Aim of the exercise: Skip the images and copy each record exactly as written.

Task material:
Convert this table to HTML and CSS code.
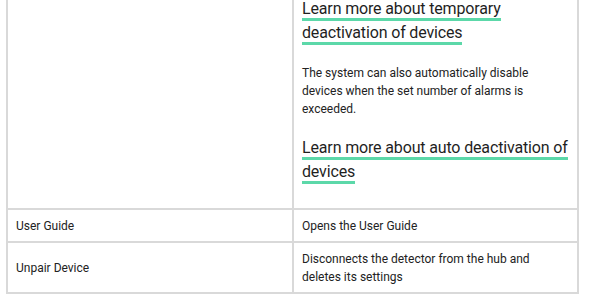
FILE: index.html
```html
<!DOCTYPE html>
<html lang="en">
<head>
<meta charset="utf-8">
<title>Settings table</title>
<link rel="stylesheet" href="styles.css">
</head>
<body>
<div class="wrap">
  <table class="settings">
    <tbody>
      <tr>
        <td class="label"></td>
        <td class="desc">
          <p class="link-p"><a class="more" href="#">Learn more about temporary deactivation of devices</a></p>
          <p class="text">The system can also automatically disable devices when the set number of alarms is exceeded.</p>
          <p class="link-p last"><a class="more" href="#">Learn more about auto deactivation of devices</a></p>
        </td>
      </tr>
      <tr>
        <td class="label">User Guide</td>
        <td class="desc">Opens the User Guide</td>
      </tr>
      <tr>
        <td class="label">Unpair Device</td>
        <td class="desc">Disconnects the detector from the hub and deletes its settings</td>
      </tr>
    </tbody>
  </table>
</div>
</body>
</html>
```

FILE: styles.css
```css
html, body {
  margin: 0;
  padding: 0;
  background: #ffffff;
}

body {
  font-family: Roboto, "Liberation Sans", Arial, sans-serif;
  color: #222222;
  font-size: 12px;
  line-height: 18px;
}

.wrap {
  padding-left: 6px;
  margin-top: -12px;
}

.settings {
  width: 573px;
  table-layout: fixed;
  border-collapse: separate;
  border-spacing: 0;
  border-top: 2px solid #d9d9d9;
}

.settings td {
  box-sizing: border-box;
  border-right: 2px solid #d9d9d9;
  border-bottom: 2px solid #d9d9d9;
  padding: 7px 6px 6px 8px;
  vertical-align: middle;
}

.settings td.label {
  width: 288px;
  border-left: 2px solid #d9d9d9;
}

.settings td.desc {
  width: 285px;
  vertical-align: top;
}

.desc p {
  margin: 0;
}

.link-p {
  font-size: 16px;
  line-height: 24px;
  letter-spacing: -0.15px;
}

.link-p.last {
  margin-top: 18px;
  margin-bottom: 18px;
}

.text {
  margin-top: 19px !important;
}

.more {
  color: #1f1f1f;
  text-decoration: none;
  border-bottom: 3px solid #5cd8a9;
}
```
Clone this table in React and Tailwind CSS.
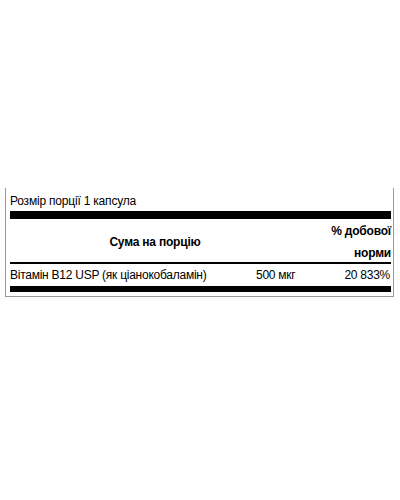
export default function App() {
  return (
    <div className="w-[400px] h-[500px] bg-white" style={{ fontFamily: '"Liberation Sans", Arial, sans-serif' }}>
      <div className="pt-[188px] pl-[5px] pr-[6px]">
        <div className="border-l border-r border-b border-[#9a9a9a] pl-[4px] pr-[2px] pb-[4px] text-[12px] text-black">
          <div className="h-[23px] pt-[6px] leading-[14px] tracking-[-0.2px]">Розмір порції 1 капсула</div>
          <div className="h-[8px] bg-black" />
          <div className="flex h-[43px]">
            <div className="w-[290px] flex items-center justify-center font-bold pt-[2px] tracking-[-0.2px]">Сума на порцію</div>
            <div className="flex-1 flex flex-col items-end font-bold leading-[22px] pt-[1px] tracking-[-0.2px]">
              <span>% добової</span>
              <span>норми</span>
            </div>
          </div>
          <div className="h-[2px] bg-black" />
          <div className="flex h-[22px] items-center tracking-[-0.25px]">
            <div className="w-[246px]">Вітамін B12 USP (як ціанокобаламін)</div>
            <div className="w-[60px]">500 мкг</div>
            <div className="flex-1 text-right pr-[1px]">20 833%</div>
          </div>
          <div className="h-[6px] bg-black" />
        </div>
      </div>
    </div>
  );
}
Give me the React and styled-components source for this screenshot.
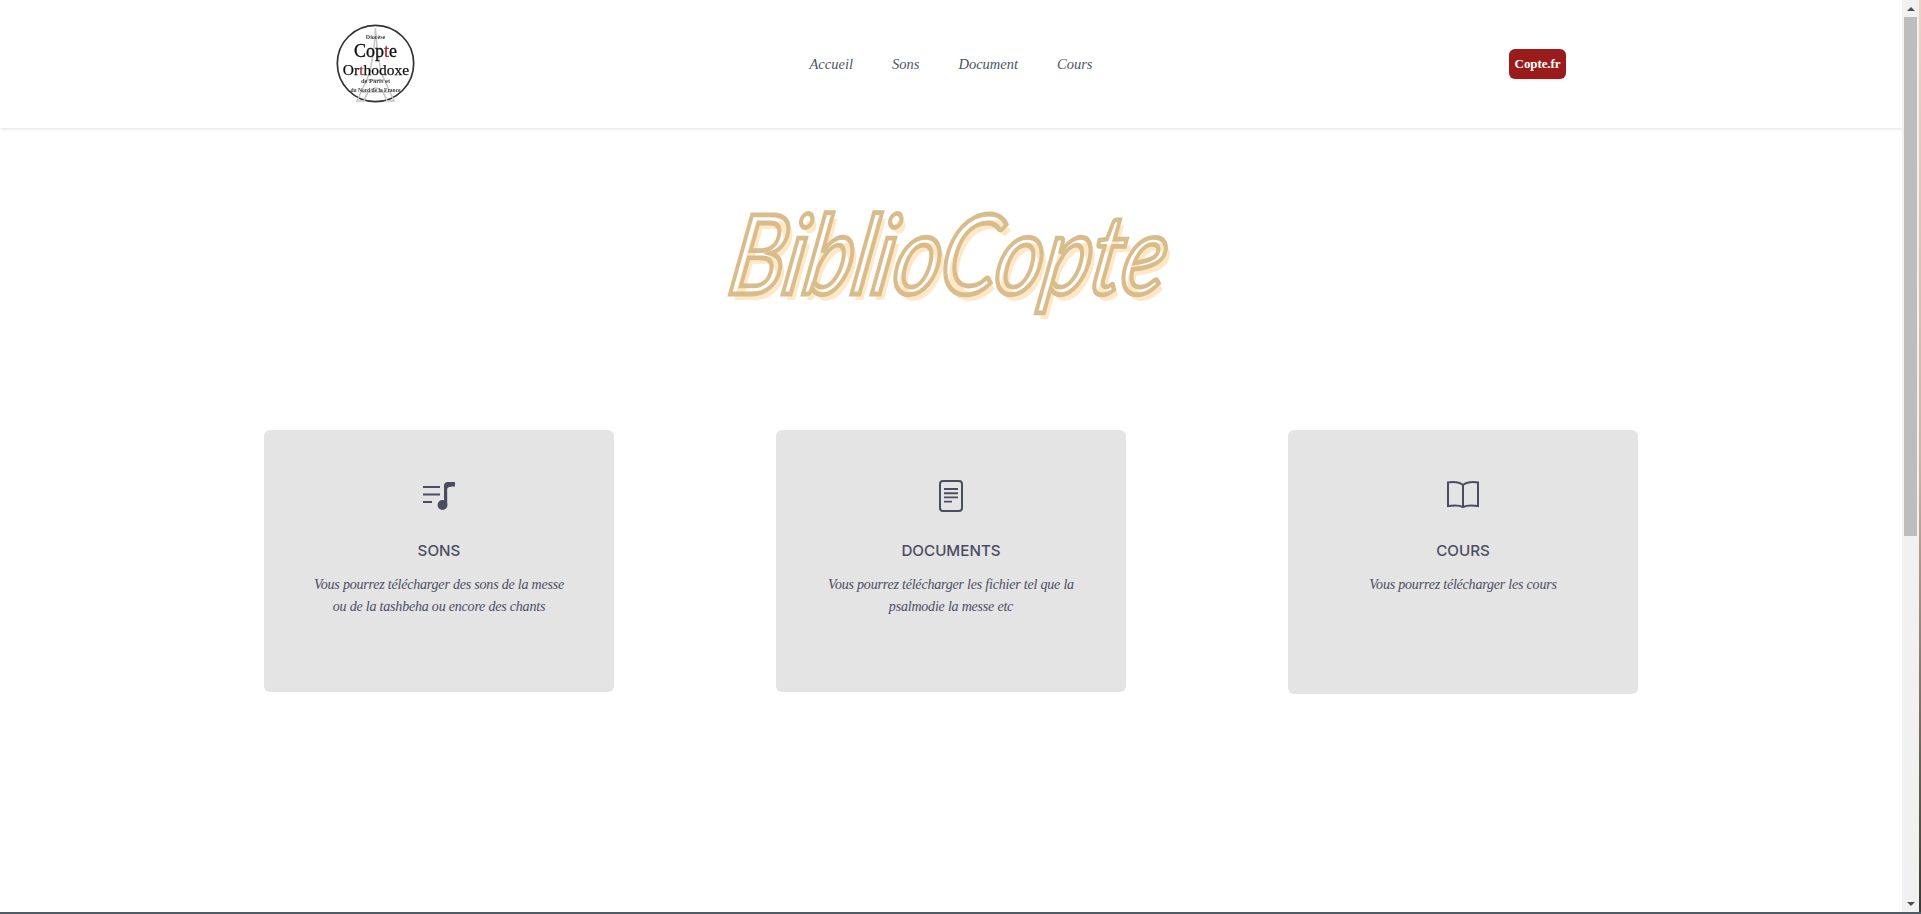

Exercise answer:
Convert this table to HTML and CSS code.
FILE: index.html
```html
<!DOCTYPE html>
<html lang="en">
<head>
<meta charset="utf-8">
<title>Settings table</title>
<link rel="stylesheet" href="styles.css">
</head>
<body>
<div class="wrap">
  <table class="settings">
    <tbody>
      <tr>
        <td class="label"></td>
        <td class="desc">
          <p class="link-p"><a class="more" href="#">Learn more about temporary deactivation of devices</a></p>
          <p class="text">The system can also automatically disable devices when the set number of alarms is exceeded.</p>
          <p class="link-p last"><a class="more" href="#">Learn more about auto deactivation of devices</a></p>
        </td>
      </tr>
      <tr>
        <td class="label">User Guide</td>
        <td class="desc">Opens the User Guide</td>
      </tr>
      <tr>
        <td class="label">Unpair Device</td>
        <td class="desc">Disconnects the detector from the hub and deletes its settings</td>
      </tr>
    </tbody>
  </table>
</div>
</body>
</html>
```

FILE: styles.css
```css
html, body {
  margin: 0;
  padding: 0;
  background: #ffffff;
}

body {
  font-family: Roboto, "Liberation Sans", Arial, sans-serif;
  color: #222222;
  font-size: 12px;
  line-height: 18px;
}

.wrap {
  padding-left: 6px;
  margin-top: -12px;
}

.settings {
  width: 573px;
  table-layout: fixed;
  border-collapse: separate;
  border-spacing: 0;
  border-top: 2px solid #d9d9d9;
}

.settings td {
  box-sizing: border-box;
  border-right: 2px solid #d9d9d9;
  border-bottom: 2px solid #d9d9d9;
  padding: 7px 6px 6px 8px;
  vertical-align: middle;
}

.settings td.label {
  width: 288px;
  border-left: 2px solid #d9d9d9;
}

.settings td.desc {
  width: 285px;
  vertical-align: top;
}

.desc p {
  margin: 0;
}

.link-p {
  font-size: 16px;
  line-height: 24px;
  letter-spacing: -0.15px;
}

.link-p.last {
  margin-top: 18px;
  margin-bottom: 18px;
}

.text {
  margin-top: 19px !important;
}

.more {
  color: #1f1f1f;
  text-decoration: none;
  border-bottom: 3px solid #5cd8a9;
}
```
Clone this table in React and Tailwind CSS.
export default function App() {
  return (
    <div className="w-[400px] h-[500px] bg-white" style={{ fontFamily: '"Liberation Sans", Arial, sans-serif' }}>
      <div className="pt-[188px] pl-[5px] pr-[6px]">
        <div className="border-l border-r border-b border-[#9a9a9a] pl-[4px] pr-[2px] pb-[4px] text-[12px] text-black">
          <div className="h-[23px] pt-[6px] leading-[14px] tracking-[-0.2px]">Розмір порції 1 капсула</div>
          <div className="h-[8px] bg-black" />
          <div className="flex h-[43px]">
            <div className="w-[290px] flex items-center justify-center font-bold pt-[2px] tracking-[-0.2px]">Сума на порцію</div>
            <div className="flex-1 flex flex-col items-end font-bold leading-[22px] pt-[1px] tracking-[-0.2px]">
              <span>% добової</span>
              <span>норми</span>
            </div>
          </div>
          <div className="h-[2px] bg-black" />
          <div className="flex h-[22px] items-center tracking-[-0.25px]">
            <div className="w-[246px]">Вітамін B12 USP (як ціанокобаламін)</div>
            <div className="w-[60px]">500 мкг</div>
            <div className="flex-1 text-right pr-[1px]">20 833%</div>
          </div>
          <div className="h-[6px] bg-black" />
        </div>
      </div>
    </div>
  );
}
Give me the React and styled-components source for this screenshot.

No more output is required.